Ad avvalersi della possibilità sono state soltanto tre società: le due genovesi e l’Udinese. Ma con la peculiarità che la Sampdoria non ha restituito agli istituti di credito i prestiti garantiti da Sace e questi hanno incamerato la garanzia. Si tratta di 48 milioni di euro che la società blucerchiata potrà restituire allo stato a condizioni che definire di favore è largamente riduttivo.

La cifra potrà infatti essere restituita per intero fra vent’anni, cioè il 31 dicembre 2043, con un tasso d’interesse annuo del 2,5 per cento che è nettamente inferiore a quello applicato per operazioni di questa portata e con persino un’ulteriore condizione di favore: si può scegliere di versare soltanto lo 0,25 per cento annuo mentre il restante 2,25 per cento può essere capitalizzato.

E se non bastasse, nel caso che la società venga ceduta prima del 2043 (cioè nell’ipotesi per la quale tutti stanno lavorando), la Sampdoria sarà tenuta a restituire soltanto la metà del debito (24 milioni di euro), mentre la restante metà dipenderà da quanto l’attuale proprietà dovesse incassare dalla cessione.

Ergo, ai 100,5 milioni di euro del mancato incasso per l’agenzia delle entrate andranno aggiunti, con ogni probabilità, altri 24 milioni di euro non restituiti alle casse pubbliche.

Nuove proprietà

A margine di tanta generosità qualcuno potrebbe dire che essa possa in parte essere giustificata dal fatto che la massa debitoria sia stata accumulata durante gli anni delle vecchie proprietà (quella di Enrico Preziosi nel caso del Genoa e quella di Massimo Ferrero nel caso della Sampdoria), e che dunque sarebbe ingiusto farne scontare le conseguenze alle nuove proprietà costituite da 777 Partners per quanto riguarda i rossoblù e dal duo composto da Andrea Radrizzani e Matteo Manfredi.

Argomentazione che trova un’obiezione immediata nel caso del Genoa, dove la proprietà statunitense è alla sua terza stagione e in questo lasso di tempo non ha certo lesinato quanto a spese per il calciomercato e per l’ingaggio-esonero di allenatori. Dunque almeno una parte di queste risorse avrebbe potuto essere impiegata per assolvere ai doveri fiscali. Ma al di là del caso singolo, l’argomento del perdonismo fiscale nei confronti delle nuove proprietà calcistiche è inaccettabile.

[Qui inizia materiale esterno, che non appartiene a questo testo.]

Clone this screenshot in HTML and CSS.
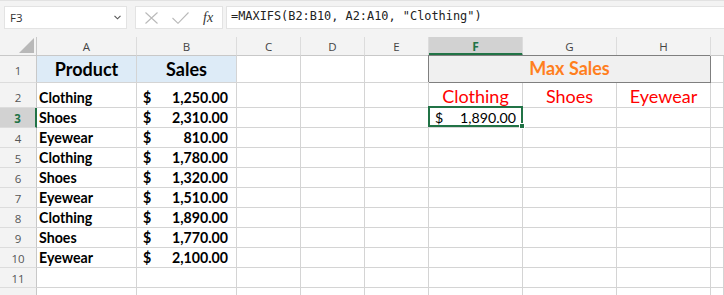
FILE: index.html
```html
<!DOCTYPE html>
<html>
<head>
<meta charset="utf-8">
<link rel="stylesheet" href="styles.css">
</head>
<body>
<div class="app">
  <div class="toolbar">
    <div class="namebox">
      <span class="name">F3</span>
      <svg class="chev" width="7" height="5" viewBox="0 0 7 5"><path d="M0.5 0.8 L3.5 3.8 L6.5 0.8" fill="none" stroke="#555" stroke-width="1.1"/></svg>
    </div>
    <div class="fxbox">
      <svg class="ico" width="13" height="12" viewBox="0 0 13 12"><path d="M0.5 0.5 L12.5 11.5 M12.5 0.5 L0.5 11.5" stroke="#b9b9b9" stroke-width="1.1" fill="none"/></svg>
      <svg class="ico" width="17" height="12" viewBox="0 0 17 12"><path d="M0.5 6 L6 11.3 L16.5 0.5" stroke="#b9b9b9" stroke-width="1.1" fill="none"/></svg>
      <span class="fx">fx</span>
    </div>
    <div class="formula">=MAXIFS(B2:B10, A2:A10, "Clothing")</div>
  </div>

  <div class="sheet">
    <div class="ch corner"><span class="tri"></span></div>
    <div class="ch">A</div><div class="ch">B</div><div class="ch">C</div><div class="ch">D</div><div class="ch">E</div><div class="ch sel">F</div><div class="ch">G</div><div class="ch">H</div><div class="ch last"></div>

    <div class="rh tall">1</div>
    <div class="c title">Product</div><div class="c title">Sales</div><div class="c"></div><div class="c"></div><div class="c"></div>
    <div class="c merged">Max Sales</div>
    <div class="c"></div>

    <div class="rh mid">2</div>
    <div class="c prod">Clothing</div><div class="c acct bold"><span>$</span><span>1,250.00</span></div><div class="c"></div><div class="c"></div><div class="c"></div>
    <div class="c red">Clothing</div><div class="c red">Shoes</div><div class="c red">Eyewear</div><div class="c"></div>

    <div class="rh rsel">3</div>
    <div class="c prod">Shoes</div><div class="c acct bold"><span>$</span><span>2,310.00</span></div><div class="c"></div><div class="c"></div><div class="c"></div>
    <div class="c acct active"><span>$</span><span>1,890.00</span><div class="selbox"><span class="handle"></span></div></div>
    <div class="c"></div><div class="c"></div><div class="c"></div>

    <div class="rh">4</div>
    <div class="c prod">Eyewear</div><div class="c acct bold"><span>$</span><span>810.00</span></div><div class="c"></div><div class="c"></div><div class="c"></div><div class="c"></div><div class="c"></div><div class="c"></div><div class="c"></div>
    <div class="rh">5</div>
    <div class="c prod">Clothing</div><div class="c acct bold"><span>$</span><span>1,780.00</span></div><div class="c"></div><div class="c"></div><div class="c"></div><div class="c"></div><div class="c"></div><div class="c"></div><div class="c"></div>
    <div class="rh">6</div>
    <div class="c prod">Shoes</div><div class="c acct bold"><span>$</span><span>1,320.00</span></div><div class="c"></div><div class="c"></div><div class="c"></div><div class="c"></div><div class="c"></div><div class="c"></div><div class="c"></div>
    <div class="rh">7</div>
    <div class="c prod">Eyewear</div><div class="c acct bold"><span>$</span><span>1,510.00</span></div><div class="c"></div><div class="c"></div><div class="c"></div><div class="c"></div><div class="c"></div><div class="c"></div><div class="c"></div>
    <div class="rh">8</div>
    <div class="c prod">Clothing</div><div class="c acct bold"><span>$</span><span>1,890.00</span></div><div class="c"></div><div class="c"></div><div class="c"></div><div class="c"></div><div class="c"></div><div class="c"></div><div class="c"></div>
    <div class="rh">9</div>
    <div class="c prod">Shoes</div><div class="c acct bold"><span>$</span><span>1,770.00</span></div><div class="c"></div><div class="c"></div><div class="c"></div><div class="c"></div><div class="c"></div><div class="c"></div><div class="c"></div>
    <div class="rh">10</div>
    <div class="c prod">Eyewear</div><div class="c acct bold"><span>$</span><span>2,100.00</span></div><div class="c"></div><div class="c"></div><div class="c"></div><div class="c"></div><div class="c"></div><div class="c"></div><div class="c"></div>
    <div class="rh">11</div>
    <div class="c"></div><div class="c"></div><div class="c"></div><div class="c"></div><div class="c"></div><div class="c"></div><div class="c"></div><div class="c"></div><div class="c"></div>
    <div class="rh">12</div>
    <div class="c"></div><div class="c"></div><div class="c"></div><div class="c"></div><div class="c"></div><div class="c"></div><div class="c"></div><div class="c"></div><div class="c"></div>
  </div>
</div>
</body>
</html>
```
FILE: styles.css
```css
* { box-sizing: border-box; }
html, body { margin: 0; padding: 0; }
body {
  width: 724px;
  height: 295px;
  overflow: hidden;
  background: #ffffff;
  font-family: "Lato", "Liberation Sans", sans-serif;
}
.app { width: 724px; height: 295px; overflow: hidden; background: #f3f3f3; }

.toolbar {
  height: 37px;
  display: flex;
  align-items: flex-start;
  padding: 5px 0 0 4px;
  border-top: 1px solid #e2e2e2;
}
.namebox {
  width: 123px;
  height: 23px;
  background: #fff;
  border: 1px solid #e3e3e3;
  display: flex;
  align-items: center;
  justify-content: space-between;
  padding: 0 4px 0 5px;
}
.name { font-family: "Open Sans", "Noto Sans", sans-serif; font-size: 11.5px; color: #333; }
.chev { margin-right: 1px; }
.fxbox {
  margin-left: 8px;
  width: 88px;
  height: 23px;
  background: #fff;
  border: 1px solid #e3e3e3;
  display: flex;
  align-items: center;
  padding: 0 0 0 9px;
  gap: 14px;
}
.ico { flex: none; }
.fx {
  font-family: "Liberation Serif", "DejaVu Serif", serif;
  font-style: italic;
  font-size: 14px;
  color: #333;
}
.formula {
  margin-left: 3px;
  flex: 1;
  height: 23px;
  background: #fff;
  border: 1px solid #e3e3e3;
  border-right: none;
  padding: 2px 0 0 4px;
  font-family: "DejaVu Sans Mono", "Liberation Mono", monospace;
  font-size: 11.9px;
  color: #222;
  white-space: pre;
}

.sheet {
  display: grid;
  grid-template-columns: 37px 100px 100px 64px 64px 64px 94px 94px 94px 1fr;
  grid-template-rows: 19px 27px 25px repeat(10, 20px);
  background: #fff;
}
.ch {
  background: #f3f3f3;
  border-right: 1px solid #dcdcdc;
  border-bottom: 1px solid #c8c8c8;
  font-family: "Open Sans", "Noto Sans", sans-serif;
  font-size: 11.5px;
  color: #444;
  display: flex;
  align-items: center;
  justify-content: center;
  padding-top: 1px;
}
.ch.corner { position: relative; border-right: 1px solid #c8c8c8; }
.tri {
  position: absolute;
  right: 2px;
  bottom: 2px;
  width: 0; height: 0;
  border-left: 15px solid transparent;
  border-bottom: 15px solid #b8b8b8;
}
.ch.last { border-right: none; }
.ch.sel {
  background: #d2d2d2;
  color: #217346;
  font-weight: 700;
  border-bottom: 3px solid #217346;
  padding-top: 3px;
  font-size: 12px;
}
.rh {
  background: #f3f3f3;
  border-right: 1px solid #c8c8c8;
  border-bottom: 1px solid #dcdcdc;
  font-family: "Open Sans", "Noto Sans", sans-serif;
  font-size: 11.5px;
  color: #555;
  display: flex;
  align-items: flex-end;
  justify-content: center;
  padding-bottom: 1px;
}
.rh.tall { padding-bottom: 4px; }
.rh.mid { padding-bottom: 2px; }
.rh.rsel {
  background: #d2d2d2;
  color: #217346;
  font-weight: 700;
  border-right: 2px solid #217346;
}
.c {
  border-right: 1px solid #d4d4d4;
  border-bottom: 1px solid #d4d4d4;
  font-size: 14.2px;
  color: #000;
  display: flex;
  align-items: flex-end;
  padding: 0 2px 1px 2px;
  white-space: nowrap;
}
.c.prod { font-weight: 700; padding-left: 2px; }
.c.bold { font-weight: 700; }
.c.title {
  background: #ddebf7;
  font-weight: 700;
  font-size: 18px;
  justify-content: center;
  padding-bottom: 2px;
}
.c.merged {
  grid-column: span 3;
  background: #f0f0f0;
  border-right: 1px solid #7f7f7f;
  border-bottom: 1px solid #7f7f7f;
  box-shadow: -1px -1px 0 #7f7f7f;
  color: #ff7f1e;
  font-weight: 700;
  font-size: 18px;
  justify-content: center;
  padding-bottom: 3px;
}
.c.red {
  color: #ff0000;
  font-size: 18px;
  justify-content: center;
  padding-bottom: 0;
}
.c.acct {
  justify-content: space-between;
  padding: 0 6px 1px 6px;
}
.c.acct.bold { padding: 0 8px 1px 6px; }
.active { position: relative; }
.selbox {
  position: absolute;
  left: -1px; top: -2px; right: -1px; bottom: 0;
  border: 2px solid #217346;
}
.handle {
  position: absolute;
  right: -4px;
  bottom: -4px;
  width: 6px; height: 6px;
  background: #217346;
  border: 1px solid #fff;
}
```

Chi compra è tenuto a sapere cosa compra, debiti compresi. E se accetta comunque di farlo, poi non può accampare pretese d’indulgenza da parte dei creditori. Tanto più che se passasse il principio del perdono debitorio verso le nuove proprietà, s’intraprenderebbe una china pericolosa. Se basta cedere una società di calcio per far guadagnare alle nuove proprietà il diritto a farsi abbondantemente sforbiciare il debito, ecco che si regala l’escamotage alle vecchie proprietà per farla franca e socializzare le perdite.

Ovvio che si sta parlando di casi di scuola. Sperando che un caso di scuola non diventi quello delle due società genovesi.